Input for this task →

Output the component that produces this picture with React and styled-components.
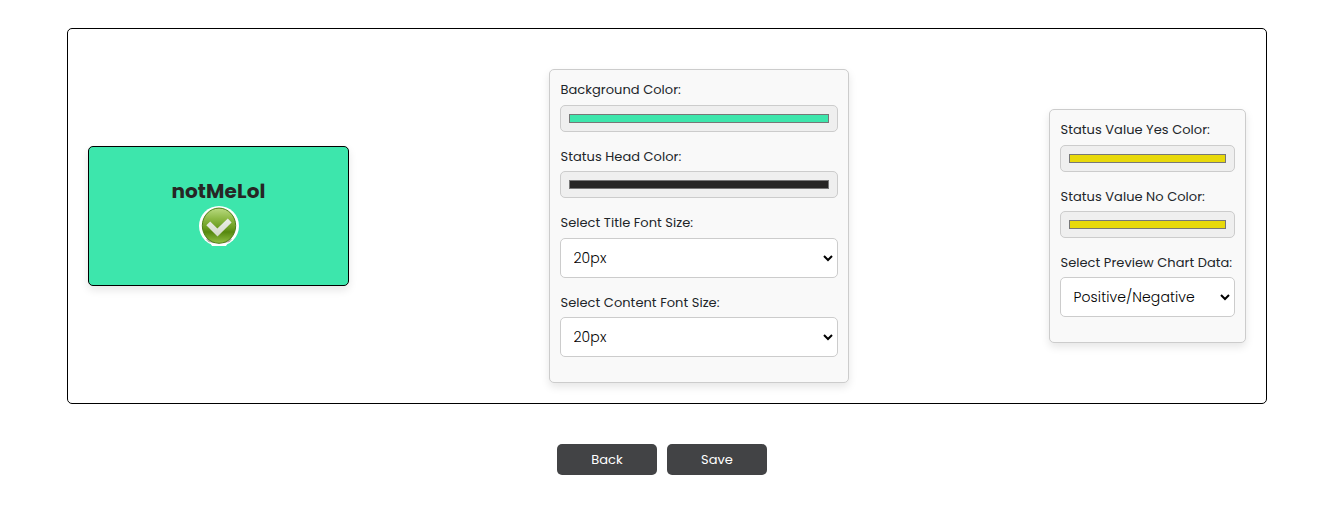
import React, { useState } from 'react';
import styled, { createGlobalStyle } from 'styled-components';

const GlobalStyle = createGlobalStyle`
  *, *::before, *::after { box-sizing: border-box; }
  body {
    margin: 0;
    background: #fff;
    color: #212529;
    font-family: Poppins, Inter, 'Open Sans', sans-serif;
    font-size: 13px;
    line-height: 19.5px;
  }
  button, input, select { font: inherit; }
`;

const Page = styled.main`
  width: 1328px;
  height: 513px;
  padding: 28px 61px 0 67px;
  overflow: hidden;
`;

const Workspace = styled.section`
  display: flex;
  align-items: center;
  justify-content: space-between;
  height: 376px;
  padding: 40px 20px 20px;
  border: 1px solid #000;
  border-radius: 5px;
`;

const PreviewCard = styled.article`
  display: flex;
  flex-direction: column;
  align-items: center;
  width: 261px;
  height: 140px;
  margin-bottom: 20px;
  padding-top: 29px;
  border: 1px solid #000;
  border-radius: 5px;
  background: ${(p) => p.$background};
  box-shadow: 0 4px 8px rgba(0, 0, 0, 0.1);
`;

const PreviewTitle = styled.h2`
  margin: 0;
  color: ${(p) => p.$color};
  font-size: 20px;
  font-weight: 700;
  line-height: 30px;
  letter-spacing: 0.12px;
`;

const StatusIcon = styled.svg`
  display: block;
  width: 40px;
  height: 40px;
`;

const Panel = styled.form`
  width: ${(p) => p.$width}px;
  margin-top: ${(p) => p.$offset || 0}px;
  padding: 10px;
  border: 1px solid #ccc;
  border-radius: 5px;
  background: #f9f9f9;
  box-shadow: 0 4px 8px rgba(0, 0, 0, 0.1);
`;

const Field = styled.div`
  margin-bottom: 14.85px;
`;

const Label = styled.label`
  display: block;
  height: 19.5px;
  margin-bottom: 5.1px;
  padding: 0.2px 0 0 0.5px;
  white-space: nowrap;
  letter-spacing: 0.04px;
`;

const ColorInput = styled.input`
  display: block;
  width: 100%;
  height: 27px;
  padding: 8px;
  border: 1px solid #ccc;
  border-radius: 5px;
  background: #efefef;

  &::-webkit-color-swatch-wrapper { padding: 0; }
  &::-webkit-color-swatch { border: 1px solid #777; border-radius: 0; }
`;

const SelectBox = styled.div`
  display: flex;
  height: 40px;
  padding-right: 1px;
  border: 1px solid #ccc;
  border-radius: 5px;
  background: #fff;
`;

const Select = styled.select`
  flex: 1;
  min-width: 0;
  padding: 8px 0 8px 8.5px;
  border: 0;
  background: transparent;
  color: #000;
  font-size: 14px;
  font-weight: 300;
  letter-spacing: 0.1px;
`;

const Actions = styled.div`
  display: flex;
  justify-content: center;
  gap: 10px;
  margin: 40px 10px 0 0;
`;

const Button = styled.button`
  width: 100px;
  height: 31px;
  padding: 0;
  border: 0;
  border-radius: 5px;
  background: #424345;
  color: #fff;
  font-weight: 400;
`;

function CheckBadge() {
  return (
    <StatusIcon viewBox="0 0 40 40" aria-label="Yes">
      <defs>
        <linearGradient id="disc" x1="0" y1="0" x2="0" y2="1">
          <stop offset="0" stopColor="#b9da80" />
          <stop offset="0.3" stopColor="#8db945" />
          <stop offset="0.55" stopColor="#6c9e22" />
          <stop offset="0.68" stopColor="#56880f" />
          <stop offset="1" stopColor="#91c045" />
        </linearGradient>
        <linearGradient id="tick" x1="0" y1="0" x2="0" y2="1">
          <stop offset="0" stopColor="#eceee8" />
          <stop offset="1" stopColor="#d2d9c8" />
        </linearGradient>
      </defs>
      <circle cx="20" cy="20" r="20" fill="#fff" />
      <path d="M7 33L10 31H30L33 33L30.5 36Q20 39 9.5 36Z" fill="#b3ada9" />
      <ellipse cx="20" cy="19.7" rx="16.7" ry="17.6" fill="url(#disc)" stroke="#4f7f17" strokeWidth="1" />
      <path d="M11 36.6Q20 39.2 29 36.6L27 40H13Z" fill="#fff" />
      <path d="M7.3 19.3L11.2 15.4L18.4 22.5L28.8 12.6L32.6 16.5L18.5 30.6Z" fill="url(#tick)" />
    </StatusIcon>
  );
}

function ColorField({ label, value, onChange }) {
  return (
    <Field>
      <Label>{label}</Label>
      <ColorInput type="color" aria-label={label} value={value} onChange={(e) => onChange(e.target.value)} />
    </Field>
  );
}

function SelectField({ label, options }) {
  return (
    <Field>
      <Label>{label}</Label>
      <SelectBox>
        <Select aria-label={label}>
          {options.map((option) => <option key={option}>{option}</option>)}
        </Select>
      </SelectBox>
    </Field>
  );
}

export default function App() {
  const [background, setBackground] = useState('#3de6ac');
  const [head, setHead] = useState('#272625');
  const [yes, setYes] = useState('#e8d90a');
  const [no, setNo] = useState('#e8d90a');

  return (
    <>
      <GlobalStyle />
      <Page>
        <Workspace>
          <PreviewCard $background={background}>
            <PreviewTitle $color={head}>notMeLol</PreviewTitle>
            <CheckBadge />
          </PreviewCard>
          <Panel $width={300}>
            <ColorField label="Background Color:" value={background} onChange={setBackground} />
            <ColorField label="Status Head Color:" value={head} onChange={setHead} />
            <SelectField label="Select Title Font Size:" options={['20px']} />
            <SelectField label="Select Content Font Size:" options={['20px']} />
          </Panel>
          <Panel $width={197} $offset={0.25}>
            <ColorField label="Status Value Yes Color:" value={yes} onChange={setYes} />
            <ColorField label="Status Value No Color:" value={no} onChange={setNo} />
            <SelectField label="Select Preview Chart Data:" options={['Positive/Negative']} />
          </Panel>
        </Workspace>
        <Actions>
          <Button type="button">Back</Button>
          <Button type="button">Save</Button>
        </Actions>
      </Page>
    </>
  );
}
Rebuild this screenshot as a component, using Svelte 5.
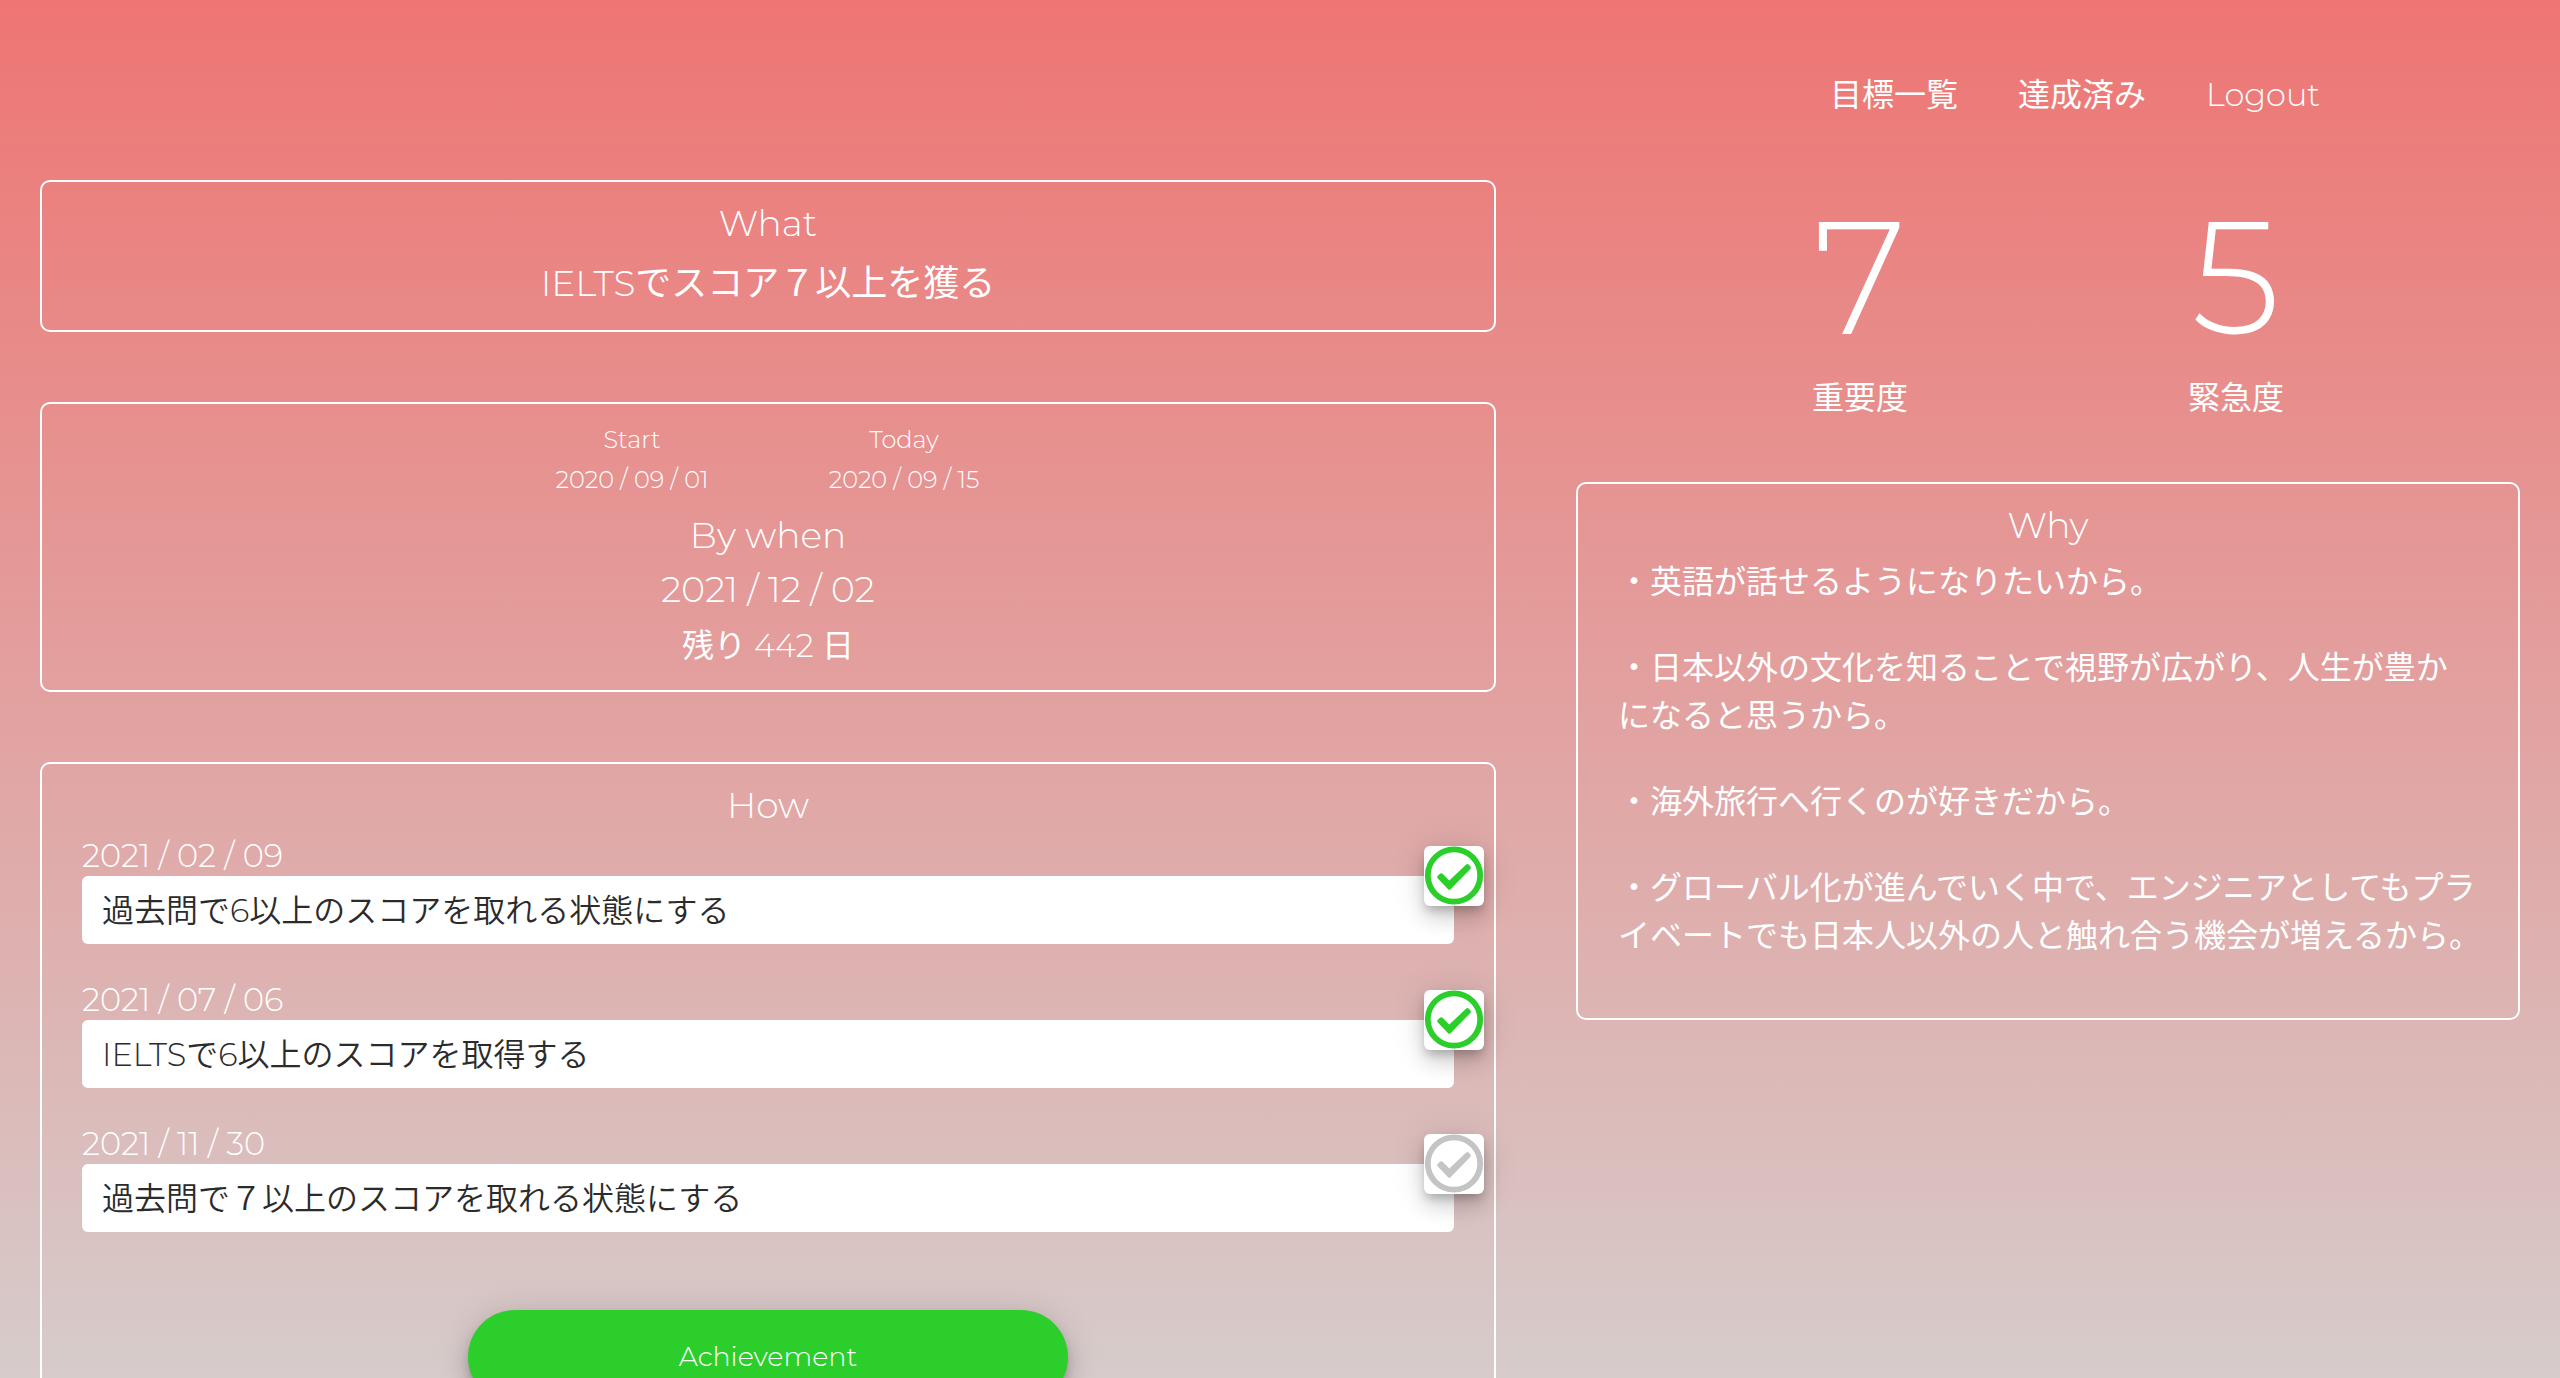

Stated exercise →
Copy everything in the records above except the pictures, exactly as written.

Solution for this problem →
Output the component that produces this picture with React and styled-components.
import React, { useState } from 'react';
import styled, { createGlobalStyle } from 'styled-components';

const GlobalStyle = createGlobalStyle`
  *, *::before, *::after { box-sizing: border-box; }
  body {
    margin: 0;
    background: #fff;
    color: #212529;
    font-family: Poppins, Inter, 'Open Sans', sans-serif;
    font-size: 13px;
    line-height: 19.5px;
  }
  button, input, select { font: inherit; }
`;

const Page = styled.main`
  width: 1328px;
  height: 513px;
  padding: 28px 61px 0 67px;
  overflow: hidden;
`;

const Workspace = styled.section`
  display: flex;
  align-items: center;
  justify-content: space-between;
  height: 376px;
  padding: 40px 20px 20px;
  border: 1px solid #000;
  border-radius: 5px;
`;

const PreviewCard = styled.article`
  display: flex;
  flex-direction: column;
  align-items: center;
  width: 261px;
  height: 140px;
  margin-bottom: 20px;
  padding-top: 29px;
  border: 1px solid #000;
  border-radius: 5px;
  background: ${(p) => p.$background};
  box-shadow: 0 4px 8px rgba(0, 0, 0, 0.1);
`;

const PreviewTitle = styled.h2`
  margin: 0;
  color: ${(p) => p.$color};
  font-size: 20px;
  font-weight: 700;
  line-height: 30px;
  letter-spacing: 0.12px;
`;

const StatusIcon = styled.svg`
  display: block;
  width: 40px;
  height: 40px;
`;

const Panel = styled.form`
  width: ${(p) => p.$width}px;
  margin-top: ${(p) => p.$offset || 0}px;
  padding: 10px;
  border: 1px solid #ccc;
  border-radius: 5px;
  background: #f9f9f9;
  box-shadow: 0 4px 8px rgba(0, 0, 0, 0.1);
`;

const Field = styled.div`
  margin-bottom: 14.85px;
`;

const Label = styled.label`
  display: block;
  height: 19.5px;
  margin-bottom: 5.1px;
  padding: 0.2px 0 0 0.5px;
  white-space: nowrap;
  letter-spacing: 0.04px;
`;

const ColorInput = styled.input`
  display: block;
  width: 100%;
  height: 27px;
  padding: 8px;
  border: 1px solid #ccc;
  border-radius: 5px;
  background: #efefef;

  &::-webkit-color-swatch-wrapper { padding: 0; }
  &::-webkit-color-swatch { border: 1px solid #777; border-radius: 0; }
`;

const SelectBox = styled.div`
  display: flex;
  height: 40px;
  padding-right: 1px;
  border: 1px solid #ccc;
  border-radius: 5px;
  background: #fff;
`;

const Select = styled.select`
  flex: 1;
  min-width: 0;
  padding: 8px 0 8px 8.5px;
  border: 0;
  background: transparent;
  color: #000;
  font-size: 14px;
  font-weight: 300;
  letter-spacing: 0.1px;
`;

const Actions = styled.div`
  display: flex;
  justify-content: center;
  gap: 10px;
  margin: 40px 10px 0 0;
`;

const Button = styled.button`
  width: 100px;
  height: 31px;
  padding: 0;
  border: 0;
  border-radius: 5px;
  background: #424345;
  color: #fff;
  font-weight: 400;
`;

function CheckBadge() {
  return (
    <StatusIcon viewBox="0 0 40 40" aria-label="Yes">
      <defs>
        <linearGradient id="disc" x1="0" y1="0" x2="0" y2="1">
          <stop offset="0" stopColor="#b9da80" />
          <stop offset="0.3" stopColor="#8db945" />
          <stop offset="0.55" stopColor="#6c9e22" />
          <stop offset="0.68" stopColor="#56880f" />
          <stop offset="1" stopColor="#91c045" />
        </linearGradient>
        <linearGradient id="tick" x1="0" y1="0" x2="0" y2="1">
          <stop offset="0" stopColor="#eceee8" />
          <stop offset="1" stopColor="#d2d9c8" />
        </linearGradient>
      </defs>
      <circle cx="20" cy="20" r="20" fill="#fff" />
      <path d="M7 33L10 31H30L33 33L30.5 36Q20 39 9.5 36Z" fill="#b3ada9" />
      <ellipse cx="20" cy="19.7" rx="16.7" ry="17.6" fill="url(#disc)" stroke="#4f7f17" strokeWidth="1" />
      <path d="M11 36.6Q20 39.2 29 36.6L27 40H13Z" fill="#fff" />
      <path d="M7.3 19.3L11.2 15.4L18.4 22.5L28.8 12.6L32.6 16.5L18.5 30.6Z" fill="url(#tick)" />
    </StatusIcon>
  );
}

function ColorField({ label, value, onChange }) {
  return (
    <Field>
      <Label>{label}</Label>
      <ColorInput type="color" aria-label={label} value={value} onChange={(e) => onChange(e.target.value)} />
    </Field>
  );
}

function SelectField({ label, options }) {
  return (
    <Field>
      <Label>{label}</Label>
      <SelectBox>
        <Select aria-label={label}>
          {options.map((option) => <option key={option}>{option}</option>)}
        </Select>
      </SelectBox>
    </Field>
  );
}

export default function App() {
  const [background, setBackground] = useState('#3de6ac');
  const [head, setHead] = useState('#272625');
  const [yes, setYes] = useState('#e8d90a');
  const [no, setNo] = useState('#e8d90a');

  return (
    <>
      <GlobalStyle />
      <Page>
        <Workspace>
          <PreviewCard $background={background}>
            <PreviewTitle $color={head}>notMeLol</PreviewTitle>
            <CheckBadge />
          </PreviewCard>
          <Panel $width={300}>
            <ColorField label="Background Color:" value={background} onChange={setBackground} />
            <ColorField label="Status Head Color:" value={head} onChange={setHead} />
            <SelectField label="Select Title Font Size:" options={['20px']} />
            <SelectField label="Select Content Font Size:" options={['20px']} />
          </Panel>
          <Panel $width={197} $offset={0.25}>
            <ColorField label="Status Value Yes Color:" value={yes} onChange={setYes} />
            <ColorField label="Status Value No Color:" value={no} onChange={setNo} />
            <SelectField label="Select Preview Chart Data:" options={['Positive/Negative']} />
          </Panel>
        </Workspace>
        <Actions>
          <Button type="button">Back</Button>
          <Button type="button">Save</Button>
        </Actions>
      </Page>
    </>
  );
}
Rebuild this screenshot as a component, using Svelte 5.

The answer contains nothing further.